Ich bedaure es immer noch,
dass diese unvermeidliche
Spezialisierung nicht Anlass
zur Bildung eigentlicher Familiengerichte
gab, die sich auch
mit dem Kindes- und Erwachsenenschutz
hätten befassen
können.
Das Familienrecht
ist ja auch in anderen
Punkten revidiert
worden. War das
immer ein Gewinn
oder gelegentlich
doch nur der Tausch
eines Missstandes
gegen einen anderen?
Das Zivilgesetzbuch war einst
ein Vorbild für halb Europa.
Der familienrechtliche Teil
blieb während sechzig Jahren
völlig unverändert. Die ersten
grossen Reformen betrafen
das Kindesrecht und das Eherecht.
Sie wurden jeweils zehn
Jahre lang vorbereitet. Seither
hat sich das Tempo der Revisionen
immer mehr beschleunigt.
Das hängt allerdings nicht
mit einem staatlichen Übereifer
zusammen, sondern mit
dem gesellschaftlichen Wandel.
Nun ist das ZGB zu einer
ständigen Baustelle und damit
zu einem ewigen Provisorium
geworden, was sich auch auf
die Qualität der Gesetzgebung
auswirkt. Der Plan, die
gemeinsame elterliche Sorge
zum Regelfall zu erklären, ist
ja noch durchaus geglückt,
obwohl den Eltern zu wenig
deutlich gemacht wurde, dass
die Verantwortung zwangsläufig
einem allein übertragen
werden muss, wenn sie nicht
mehr miteinander zu kommunizieren
vermögen. Auch das
Vorhaben, die Ansprüche in
der beruflichen Vorsorge vor
und nach einem Rentenfall
aufzuteilen, ist noch halbwegs
gelungen, obschon es den
Ehegatten bei der Scheidung
zu leicht gemacht wurde, auf
ihren Anteil zu verzichten, solange
sie eine irgendwie «angemessene
» eigene Vorsorge
besitzen. Die Einführung des
Betreuungsunterhalts ist hingegen
schlicht missraten.
Was ist denn bei
der Regelung des
Betreuungsunterhalts
schiefgegangen?
In der Regel enthält das Gesetz
eine Art Musterlösung,
hier begnügt es sich mit einem
plakativen Schlagwort.
Merkwürdig wirkt dabei schon,
dass die Abgeltung des Betreuungsaufwands
in den Kindesunterhalt
eingeschlossen
wurde.

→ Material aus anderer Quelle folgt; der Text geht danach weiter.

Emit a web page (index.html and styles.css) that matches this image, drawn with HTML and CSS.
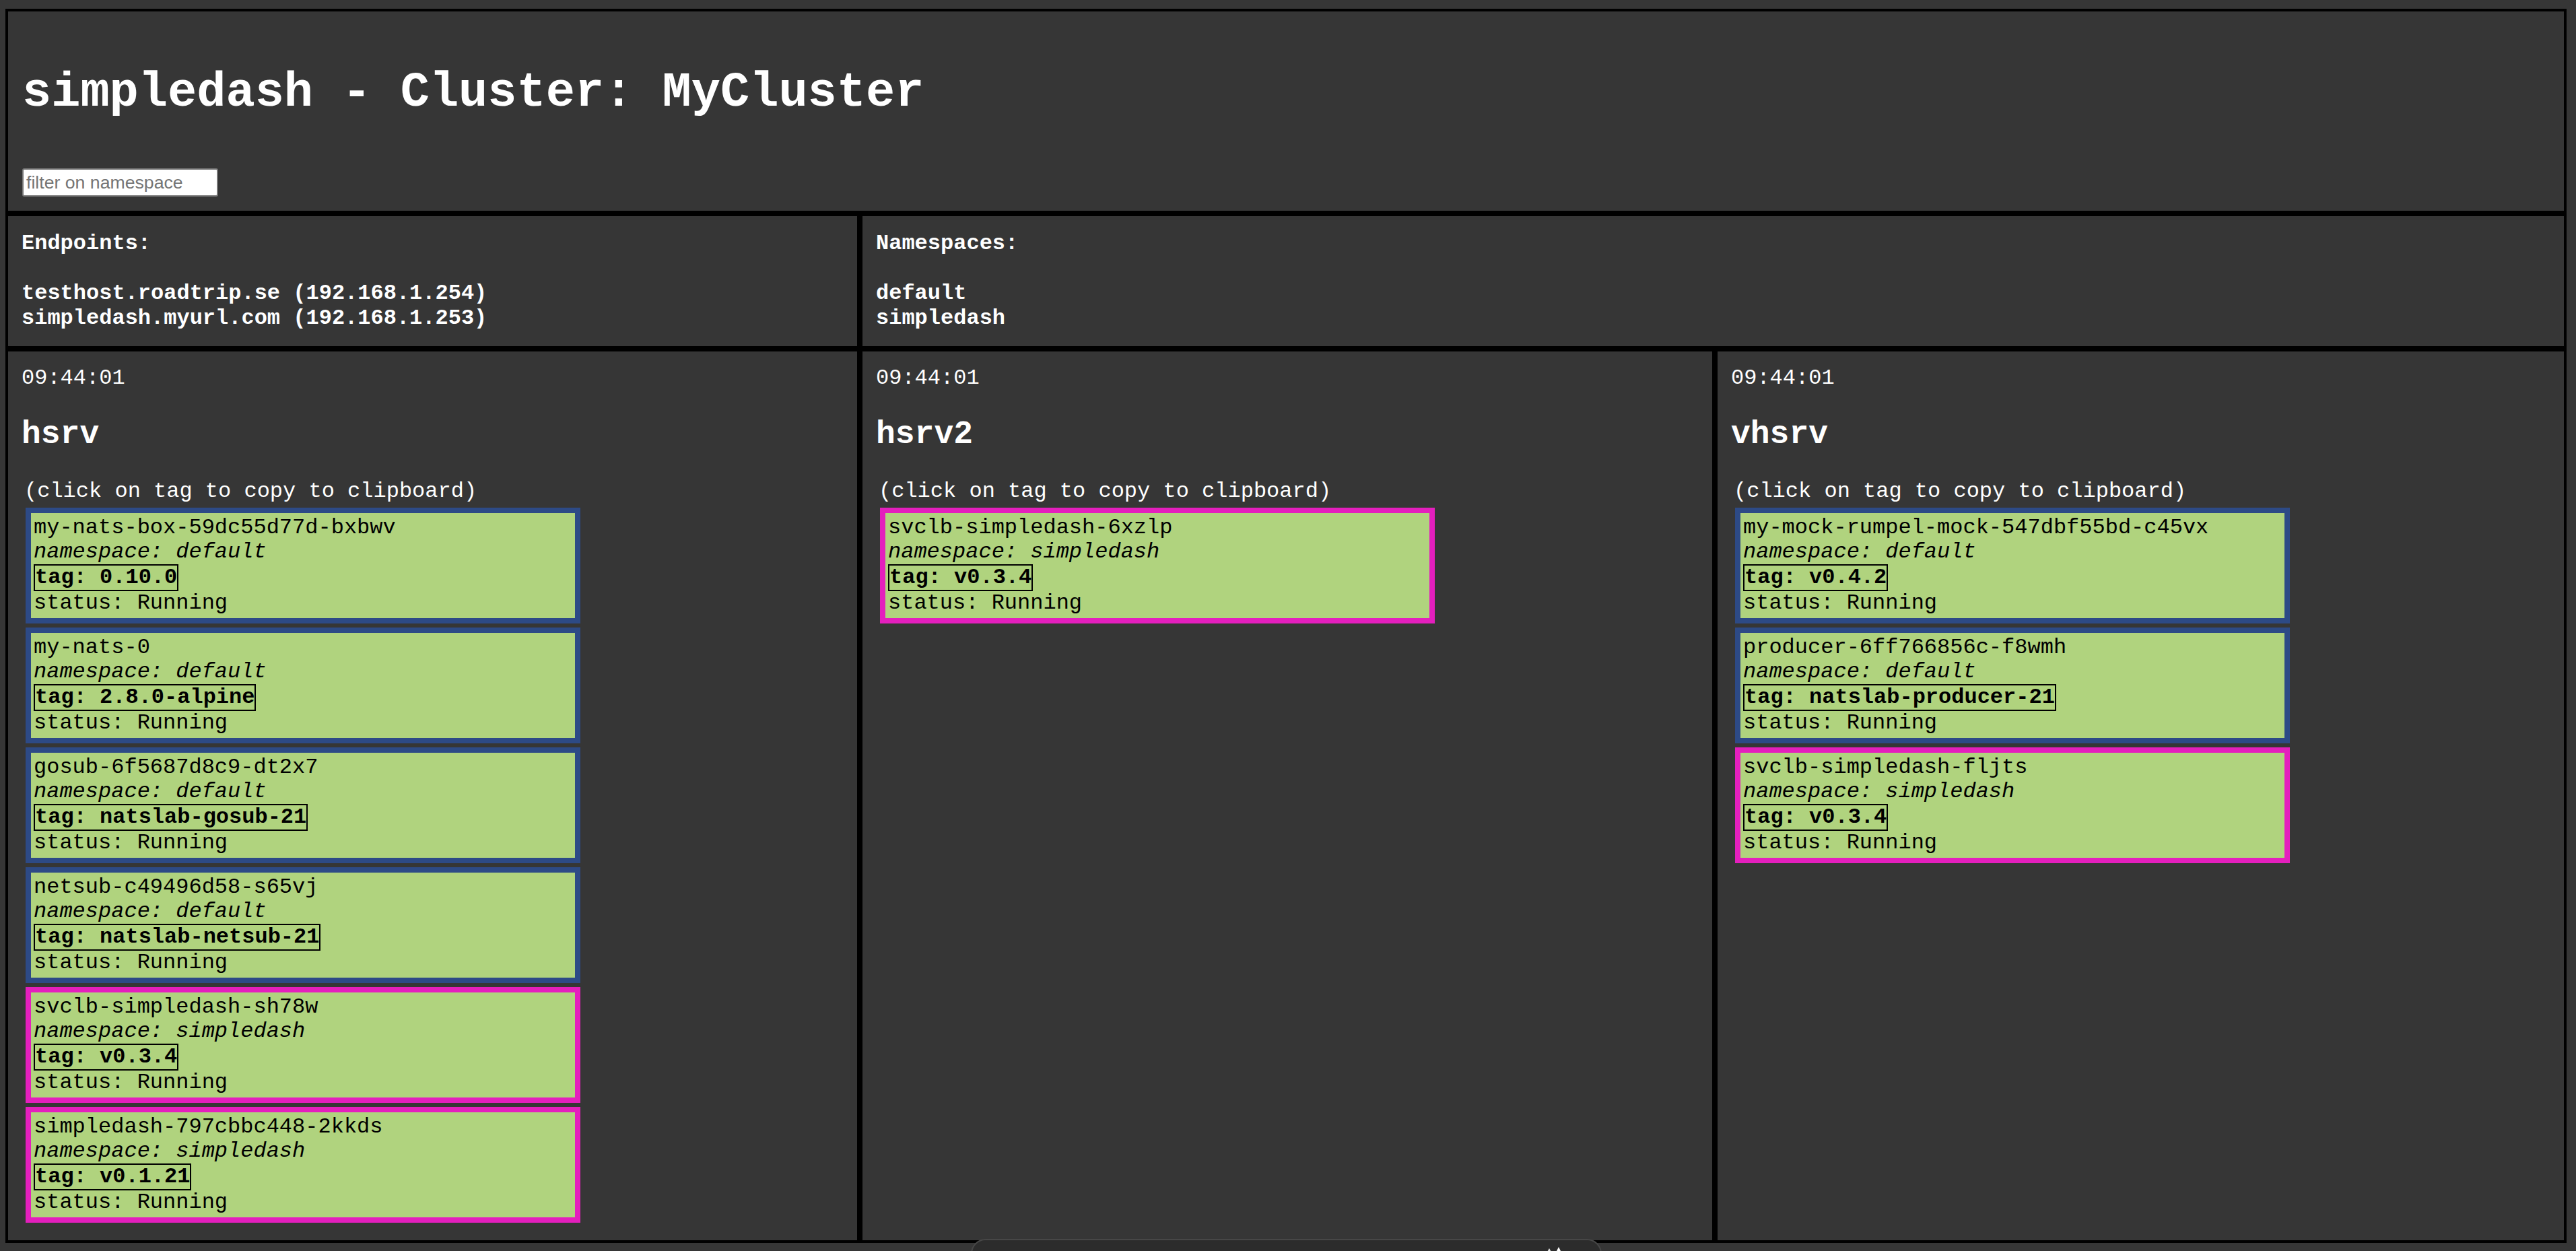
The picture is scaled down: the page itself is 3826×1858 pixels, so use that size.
FILE: index.html
```html
<!DOCTYPE html>
<html lang="en">
<head>
<meta charset="utf-8">
<title>simpledash</title>
<link rel="stylesheet" href="styles.css">
</head>
<body>
<div class="dash">
  <header class="cell head">
    <h1 class="title">simpledash - Cluster: MyCluster</h1>
    <input class="filter" type="text" placeholder="filter on namespace">
  </header>

  <section class="cell info">
    <b>Endpoints:</b><br><br>
    <b>testhost.roadtrip.se (192.168.1.254)</b><br>
    <b>simpledash.myurl.com (192.168.1.253)</b>
  </section>

  <section class="cell info wide">
    <b>Namespaces:</b><br><br>
    <b>default</b><br>
    <b>simpledash</b>
  </section>

  <section class="cell host">
    <div class="time">09:44:01</div>
    <h2 class="hostname">hsrv</h2>
    <div class="pods">
      <div class="hint">(click on tag to copy to clipboard)</div>
      <div class="pod ns-default">
        <div class="line">my-nats-box-59dc55d77d-bxbwv</div>
        <div class="line ns">namespace: default</div>
        <div class="tag">tag: 0.10.0</div>
        <div class="line">status: Running</div>
      </div>
      <div class="pod ns-default">
        <div class="line">my-nats-0</div>
        <div class="line ns">namespace: default</div>
        <div class="tag">tag: 2.8.0-alpine</div>
        <div class="line">status: Running</div>
      </div>
      <div class="pod ns-default">
        <div class="line">gosub-6f5687d8c9-dt2x7</div>
        <div class="line ns">namespace: default</div>
        <div class="tag">tag: natslab-gosub-21</div>
        <div class="line">status: Running</div>
      </div>
      <div class="pod ns-default">
        <div class="line">netsub-c49496d58-s65vj</div>
        <div class="line ns">namespace: default</div>
        <div class="tag">tag: natslab-netsub-21</div>
        <div class="line">status: Running</div>
      </div>
      <div class="pod ns-simpledash">
        <div class="line">svclb-simpledash-sh78w</div>
        <div class="line ns">namespace: simpledash</div>
        <div class="tag">tag: v0.3.4</div>
        <div class="line">status: Running</div>
      </div>
      <div class="pod ns-simpledash">
        <div class="line">simpledash-797cbbc448-2kkds</div>
        <div class="line ns">namespace: simpledash</div>
        <div class="tag">tag: v0.1.21</div>
        <div class="line">status: Running</div>
      </div>
    </div>
  </section>

  <section class="cell host">
    <div class="time">09:44:01</div>
    <h2 class="hostname">hsrv2</h2>
    <div class="pods">
      <div class="hint">(click on tag to copy to clipboard)</div>
      <div class="pod ns-simpledash">
        <div class="line">svclb-simpledash-6xzlp</div>
        <div class="line ns">namespace: simpledash</div>
        <div class="tag">tag: v0.3.4</div>
        <div class="line">status: Running</div>
      </div>
    </div>
  </section>

  <section class="cell host">
    <div class="time">09:44:01</div>
    <h2 class="hostname">vhsrv</h2>
    <div class="pods">
      <div class="hint">(click on tag to copy to clipboard)</div>
      <div class="pod ns-default">
        <div class="line">my-mock-rumpel-mock-547dbf55bd-c45vx</div>
        <div class="line ns">namespace: default</div>
        <div class="tag">tag: v0.4.2</div>
        <div class="line">status: Running</div>
      </div>
      <div class="pod ns-default">
        <div class="line">producer-6ff766856c-f8wmh</div>
        <div class="line ns">namespace: default</div>
        <div class="tag">tag: natslab-producer-21</div>
        <div class="line">status: Running</div>
      </div>
      <div class="pod ns-simpledash">
        <div class="line">svclb-simpledash-fljts</div>
        <div class="line ns">namespace: simpledash</div>
        <div class="tag">tag: v0.3.4</div>
        <div class="line">status: Running</div>
      </div>
    </div>
  </section>
</div>

<div class="overlay-bar">
  <svg class="overlay-icon" width="40" height="20" viewBox="0 0 40 20">
    <path d="M4 20 L12 6 L20 20 Z" fill="#e8e8e8"/>
    <path d="M18 20 L26 4 L34 20 Z" fill="#ffffff"/>
  </svg>
</div>
</body>
</html>
```

FILE: styles.css
```css
html, body {
  height: 1858px;
  overflow: hidden;
}

body {
  margin: 13px 0 0 8px;
  background: #363636;
  color: #ffffff;
  font-family: "Liberation Mono", monospace;
  font-size: 32px;
  line-height: 36px;
  position: relative;
}

.dash {
  width: 3804px;
  display: grid;
  grid-template-columns: 1269px 1270px 1265px;
  grid-template-rows: 304px 201px auto;
}

.cell {
  box-sizing: border-box;
  border: 4px solid #000000;
  background: #363636;
}

.head {
  grid-column: 1 / 4;
  padding: 20px 20px 21px 21px;
}

.title {
  margin: 60px 0 71px 0;
  font-size: 72px;
  line-height: 82px;
  font-weight: bold;
  color: #ffffff;
}

.filter {
  display: block;
  box-sizing: border-box;
  width: 291px;
  height: 42px;
  margin: 0;
  padding: 2px 4px;
  border: 2px solid #767676;
  border-radius: 3px;
  background: #ffffff;
  font-family: "Liberation Sans", Arial, sans-serif;
  font-size: 26.67px;
  color: #000000;
}

.filter::placeholder {
  color: #757575;
}

.info {
  padding: 22px 20px 23px 20px;
  line-height: 37px;
}

.wide {
  grid-column: 2 / 4;
}

.host {
  padding: 22px 20px 20px 20px;
}

.time {
  line-height: 36px;
}

.hostname {
  margin: 38px 0 40px 0;
  font-size: 48px;
  line-height: 54px;
  font-weight: bold;
}

.pods {
  padding: 0 6px 6px 6px;
}

.hint {
  line-height: 36px;
  margin-left: -2px;
}

.pod {
  box-sizing: border-box;
  width: 824px;
  margin-top: 6px;
  padding: 4px;
  border: 8px solid #2d4a86;
  background: #b0d37e;
  color: #000000;
}

.pod.ns-simpledash {
  border-color: #e41fbd;
}

.line {
  line-height: 36px;
  white-space: nowrap;
}

.ns {
  font-style: italic;
}

.tag {
  width: fit-content;
  border: 2px solid #000000;
  font-weight: bold;
  line-height: 36px;
  white-space: nowrap;
}

.overlay-bar {
  position: absolute;
  left: 1434px;
  top: 1827px;
  width: 937px;
  height: 50px;
  box-sizing: border-box;
  background: #2c2c2c;
  border: 2px solid #474747;
  border-radius: 22px 22px 0 0;
}

.overlay-icon {
  position: absolute;
  left: 845px;
  top: 6px;
}
```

Damit ist das Kind
quasi zum Arbeitgeber seiner
Eltern aufgestiegen. Unbefriedigend
scheint aber namentlich,
dass das Recht keinen
einzigen Anhaltspunkt liefert,
wie dieser Unterhaltbeitrag bemessen
werden soll. Eigentlich
müsste es um eine Bewertung
der Betreuungsleistung gehen
und nicht um eine Unterstützung
der Betreuungsperson. In
der Botschaft wurde trotzdem
vorgeschlagen, die notwendigen
Lebenskosten des betreuenden
Elternteils zu decken,
und diese an sich unverbindliche
Anregung ist in Lehre und
Praxis diskussionslos übernommen
worden.
Ein Scheidungsurteil sei
«der Entscheid eines
Schiedsrichters, der das
Spiel nicht gesehen hat».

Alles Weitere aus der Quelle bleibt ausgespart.